While the ruling does not change abortion access in California, which has legal protections for it, advocates decried the decision and the implications it has for people across the country.
“I want to be crystal clear: abortion remains legal here in California and we are working to ensure that people—regardless of where they come from—can access abortion services with as much support and as few barriers as possible,” said Jodi Hicks, President and CEO of Planned Parenthood Affiliates of California. “To people across the country living in a state hostile to abortion: California is here for you. We will not turn people away, and we will find a way to support you so that you can get the care you need.”
“The decision is not making abortion unconstitutional. It's letting each state do their own thing on abortion,” said Mary Ziegler, a law professor at UC Davis and author of several books on the history of abortion since Roe v.
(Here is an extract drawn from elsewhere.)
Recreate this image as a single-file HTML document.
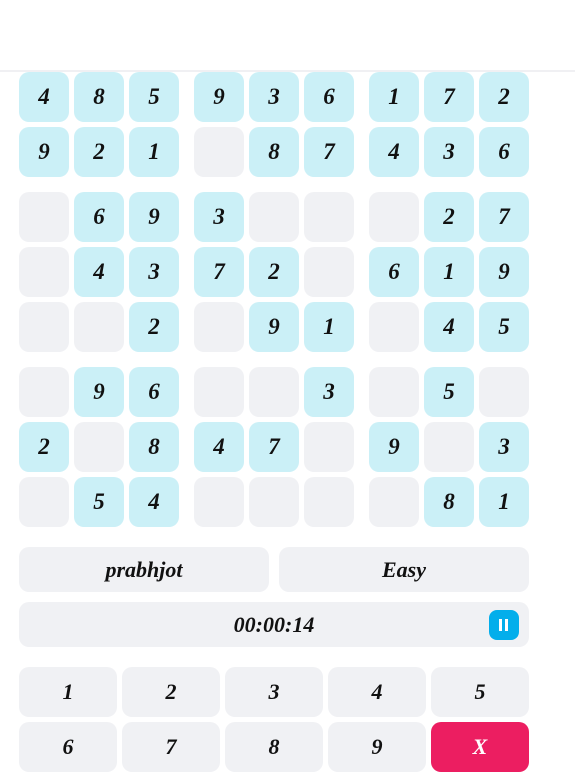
<!DOCTYPE html>
<html><head><meta charset="utf-8"><style>
body{margin:0;width:575px;height:782px;background:#fff;position:relative;overflow:hidden;font-family:"Liberation Serif",serif;font-style:italic;font-weight:bold;color:#111}
.hd{position:absolute;left:0;top:0;width:575px;height:70px;background:#fff;border-bottom:2px solid #f0f0f3;z-index:2}
.c{position:absolute;width:50px;height:50px;border-radius:10px;background:#f0f1f4;display:flex;align-items:center;justify-content:center;font-size:23px}
.f{background:#cbf0f7}
.b{position:absolute;border-radius:10px;background:#f0f1f4;display:flex;align-items:center;justify-content:center;font-size:22px}
</style></head><body>
<div class="hd"></div>
<div id="g"></div>
<script>
var d=["485936172","921_87436","_693___27","_4372_619","__2_91_45","_96__3_5_","2_847_9_3","_54____81"];
var xs=[19,74,129,194,249,304,369,424,479],ys=[72,127,192,247,302,367,422,477],h="";
for(var r=0;r<8;r++)for(var c=0;c<9;c++){var v=d[r][c];h+='<div class="c'+(v!="_"?" f":"")+'" style="left:'+xs[c]+'px;top:'+ys[r]+'px">'+(v!="_"?v:"")+'</div>';}
document.getElementById("g").innerHTML=h;
</script>
<div class="b" style="left:19px;top:547px;width:250px;height:45px">prabhjot</div>
<div class="b" style="left:279px;top:547px;width:250px;height:45px">Easy</div>
<div class="b" style="left:19px;top:602px;width:510px;height:45px">00:00:14</div>
<div style="position:absolute;left:489px;top:610px;width:30px;height:30px;border-radius:8px;background:#03aeeb"><div style="position:absolute;left:10px;top:9px;width:3px;height:12px;background:#fff"></div><div style="position:absolute;left:16px;top:9px;width:3px;height:12px;background:#fff"></div></div>
<div class="b" style="left:19px;top:667px;width:98px;height:50px">1</div>
<div class="b" style="left:122px;top:667px;width:98px;height:50px">2</div>
<div class="b" style="left:225px;top:667px;width:98px;height:50px">3</div>
<div class="b" style="left:328px;top:667px;width:98px;height:50px">4</div>
<div class="b" style="left:431px;top:667px;width:98px;height:50px">5</div>
<div class="b" style="left:19px;top:722px;width:98px;height:50px">6</div>
<div class="b" style="left:122px;top:722px;width:98px;height:50px">7</div>
<div class="b" style="left:225px;top:722px;width:98px;height:50px">8</div>
<div class="b" style="left:328px;top:722px;width:98px;height:50px">9</div>
<div class="b" style="left:431px;top:722px;width:98px;height:50px;background:#ec1e61;color:#fff">X</div>
</body></html>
Wade. “California would, of course, continue to make abortions available and protected.”
In at least 13 states, so-called “trigger laws” immediately banned or placed new restrictions on abortion when the Supreme Court decision was announced. Abortion providers in California are expecting a surge in new patients from those places who will be seeking reproductive care. The state will also be wading into new legal territory in the aftermath of the Dobbsdecision by aiming to shield patients and doctors from being sued in other states.
The Supreme Court decision rolls back nearly 50 years of legal precedent and throws the country into uncertain territory in which the ability to access legal reproductive care depends on the state where a person lives.
For months, California’s Democratic leaders have been preparing for this moment and the influx of patients expected from other states to receive abortion care in a legalized state.
Governor Gavin Newsom and Democratic legislators have pledged to make California an “abortion sanctuary,” or a place people can come to receive safe and legal care.
Lawmakers are considering a slate of bills intended to expand access to abortion, lower costs for patients and to shield patients and providers from legal liability. They are also moving an amendment to enshrine the legal right to an abortion in the state constitution, which must pass the Legislature by the end of June and ultimately requires voter approval.
Assembly member Cristina Garcia (D—Bell gardens), who leads the California Legislature’s Women’s Caucus, said in May that a ruling like this will ultimately hit the poor and people of color the hardest.
“Lack of access across the United States disproportionately affects communities of color, low-income communities, trans, and other marginalized communities,” she said. “This fight is not just about a person’s right to control their own destiny, but about ensuring our most vulnerable community members have equal access.”
Here are some of the proposals lawmakers have passed or are considering to expand abortion access in California:
SCA 10, authored by Senate President pro Tem Toni Atkins (D—San Diego)would add the right to reproductive freedom to the California Constitution. It would prohibit the state from “deny[ing] or interfere[ing] with an individual’s reproductive freedom in their most intimate decisions, which includes their fundamental right to choose to have an abortion and their fundamental right to choose or refuse contraceptives.” If the constitutional amendment receives approval from two-thirds of lawmakers in each chamber by June 30 it will go before voters in November. It has already passed the state Senate.
SB 1375, also by pro Tem Atkins, would allow trained nurse practitioners and midwives to perform first-trimester abortions without supervision from a physician. Atkins and advocates say this would increase access to abortion by allowing more health care professionals to provide the procedure. It has passed the state Senate and a committee in the state Assembly.
AB 1666 (Bauer-Kahan) is meant to shield abortion providers from liability or civil action in other states. Trigger laws in states including Texas and Missouri could have legal implications for patients and abortion providers, even if they travel to another state.
Ziegler says this is “highly unpredictable” new territory without much legal precedent.
“People have referred to slavery and fugitive slave laws, and I think that's probably the closest analog,” to states attempting to go after or shield people from providing or obtaining an abortion, she said. “There are not very many examples we can think of where states are trying to dictate what other states are doing in this way.”
But even in a state billing itself as an “abortion sanctuary” gaps remain: 40% of counties in California do not have an abortion clinic, according toa 2017 report by the Guttmacher Institute, an abortion-rights research organization. People living in those counties may have to travel long distances to receive reproductive care.